Gedanken zur Lösung I: Vielfalt und Komplexität ertragen
In der reinen Kritik möchte ich jedoch nicht verharren,sondern nach vorne schauen. Was wären denkbare Wege, das Thema Digitalisierung im Rahmen eines strukturierten politischen Prozesses mit der oben genannten Zielrichtung zu diskutieren? Denkbar ist einerseits, den Digitalgipfel mangels inhaltlicher Relevanz und Tiefe konzeptionell zu streichen und ein Format zu finden, mit dem das Thema Digitalisierung in seiner Vielfalt und Komplexität besser abgebildet werden kann. Wie so ein Format aussehen könnte, vermag ich auch nur zu erahnen, doch scheint mir ein stärker dezentrales und auf Meinungsverschiedenheiten ausgelegtes Format besser geeignet zu sein als eines, das vor allem der Selbstprofilierung der regierenden Minister und der deutschen Industrie dient. Hierfür müsste jedoch von Regierungsseite aus viel Zeit und Mühe in den Aufbau von Beziehungen zu denjenigen Akteuren aufgebracht werden, die in der Fachdiskussion zwar seit Jahren präsent, aber aufgrund ihres kritischen Potentials als lästig oder zu gut informiert für derartig plakative Veranstaltungen empfunden werden. Klinken putzen bei zivilgesellschaftlichen Organisationen wie dem Chaos Computer Club, der Wikimedia Foundation oder Digitalcourage dürfte der Politik zwar sehr schwerfallen, aber einem zukünftigen Format ein deutliches Plus an Widerspruch und Lebendigkeit verschaffen.
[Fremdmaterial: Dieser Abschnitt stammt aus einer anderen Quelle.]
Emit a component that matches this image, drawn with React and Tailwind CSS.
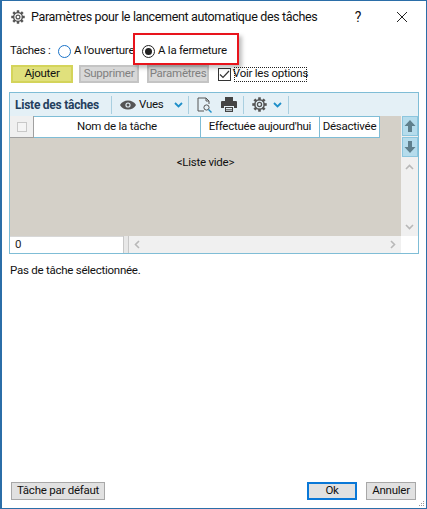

Auch müsste die dynamische deutsche Gründerszene mehr Berücksichtigung finden – und das betrifft nicht nur den typischen Venture-Capital-Bereich, sondern auch das digitale Sozialunternehmertum.
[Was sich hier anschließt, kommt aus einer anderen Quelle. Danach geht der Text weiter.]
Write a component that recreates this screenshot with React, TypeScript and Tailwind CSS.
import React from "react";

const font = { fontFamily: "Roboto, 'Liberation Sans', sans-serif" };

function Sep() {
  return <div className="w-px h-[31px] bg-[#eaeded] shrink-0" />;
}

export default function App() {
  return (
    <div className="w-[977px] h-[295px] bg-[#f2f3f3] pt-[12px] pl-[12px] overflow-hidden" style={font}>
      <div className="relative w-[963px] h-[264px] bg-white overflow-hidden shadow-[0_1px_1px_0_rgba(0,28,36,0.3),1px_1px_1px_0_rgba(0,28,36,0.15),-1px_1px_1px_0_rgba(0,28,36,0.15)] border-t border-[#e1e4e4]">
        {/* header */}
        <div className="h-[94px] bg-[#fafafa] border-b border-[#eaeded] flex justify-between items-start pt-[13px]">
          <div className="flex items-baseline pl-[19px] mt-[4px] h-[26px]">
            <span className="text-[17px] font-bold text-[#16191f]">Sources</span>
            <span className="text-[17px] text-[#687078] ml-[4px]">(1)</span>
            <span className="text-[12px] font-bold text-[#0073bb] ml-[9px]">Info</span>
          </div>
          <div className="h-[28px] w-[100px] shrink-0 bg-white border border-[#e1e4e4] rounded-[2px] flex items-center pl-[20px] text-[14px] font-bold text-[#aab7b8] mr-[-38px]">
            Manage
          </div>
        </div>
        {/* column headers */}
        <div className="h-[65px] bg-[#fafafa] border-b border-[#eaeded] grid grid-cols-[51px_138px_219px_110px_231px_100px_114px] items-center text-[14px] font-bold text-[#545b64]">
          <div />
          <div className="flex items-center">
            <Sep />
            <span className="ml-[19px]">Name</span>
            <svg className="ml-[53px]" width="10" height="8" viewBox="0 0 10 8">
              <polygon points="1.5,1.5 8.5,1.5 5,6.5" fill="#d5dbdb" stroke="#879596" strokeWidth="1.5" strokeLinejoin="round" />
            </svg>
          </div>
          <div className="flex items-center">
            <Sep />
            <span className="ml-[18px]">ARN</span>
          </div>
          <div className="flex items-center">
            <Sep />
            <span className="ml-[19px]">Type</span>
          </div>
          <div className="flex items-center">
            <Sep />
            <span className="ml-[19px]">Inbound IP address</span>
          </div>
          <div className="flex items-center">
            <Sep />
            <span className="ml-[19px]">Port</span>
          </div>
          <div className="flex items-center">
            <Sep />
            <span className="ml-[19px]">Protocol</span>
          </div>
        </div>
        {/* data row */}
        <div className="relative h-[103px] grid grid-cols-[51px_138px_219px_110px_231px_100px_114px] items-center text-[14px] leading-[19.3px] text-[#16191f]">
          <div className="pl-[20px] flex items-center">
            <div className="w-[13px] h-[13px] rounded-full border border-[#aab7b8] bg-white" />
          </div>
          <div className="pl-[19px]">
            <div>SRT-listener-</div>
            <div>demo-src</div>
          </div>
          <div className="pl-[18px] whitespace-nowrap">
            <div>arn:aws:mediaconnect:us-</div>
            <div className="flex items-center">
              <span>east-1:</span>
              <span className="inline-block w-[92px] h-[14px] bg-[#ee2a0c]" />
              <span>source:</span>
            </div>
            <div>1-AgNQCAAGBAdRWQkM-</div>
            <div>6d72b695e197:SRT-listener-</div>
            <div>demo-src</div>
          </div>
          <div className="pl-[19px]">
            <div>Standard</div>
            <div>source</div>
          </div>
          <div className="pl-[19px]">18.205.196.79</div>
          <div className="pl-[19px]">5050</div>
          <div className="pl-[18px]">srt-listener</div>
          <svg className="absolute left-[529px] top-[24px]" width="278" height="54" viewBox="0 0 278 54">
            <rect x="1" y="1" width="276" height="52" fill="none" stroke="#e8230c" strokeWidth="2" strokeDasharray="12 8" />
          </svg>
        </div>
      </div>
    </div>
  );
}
Gedanken zur Lösung II: Bei der Zuständigkeit anfangen
Andererseits – und in Anbetracht der politischen Begehrlichkeiten realistischer – ist eine rein formale Umgestaltung des Prozesses hinter dem Digitalgipfel. Dafür müsste der Digitalgipfel zuallererst aus der Zuständigkeit des Bundesministeriums für Wirtschaft und Energie herausgeholt werden. Es ist die Berufskrankheit einer Behörde, die tagein tagaus mit der Wirtschaftsregulierung befasst ist, Digitalisierung als rein industriepolitische Angelegenheit zu betrachten. Wer alternativ zuständig sein könnte, ist vor dem Hintergrund der Zuständigkeitsdiskussion unter dem Stichwort „Digitalministerium“ sicher keine einfach zu beantwortende Frage. Aber (Vorsicht Phrase!): Die Digitalisierung ist inzwischen ein alle gesellschaftlichen Bereiche umfassendes Phänomen. Die Frage ist nur, ob man bei dieser Einsicht verweilt oder auch eine dieser Einsicht folgende Politik macht. Dafür ist genau ein Jahr Zeit. Der nächste Digitalgipfel ist bereits angekündigt, nur besteht aufgrund einer „Vielzahl von Interessenten“ (Zitat Altmaier) Streit über den Austragungsort. Also wieder das Übliche: Aufmerksamkeitskuchen und so.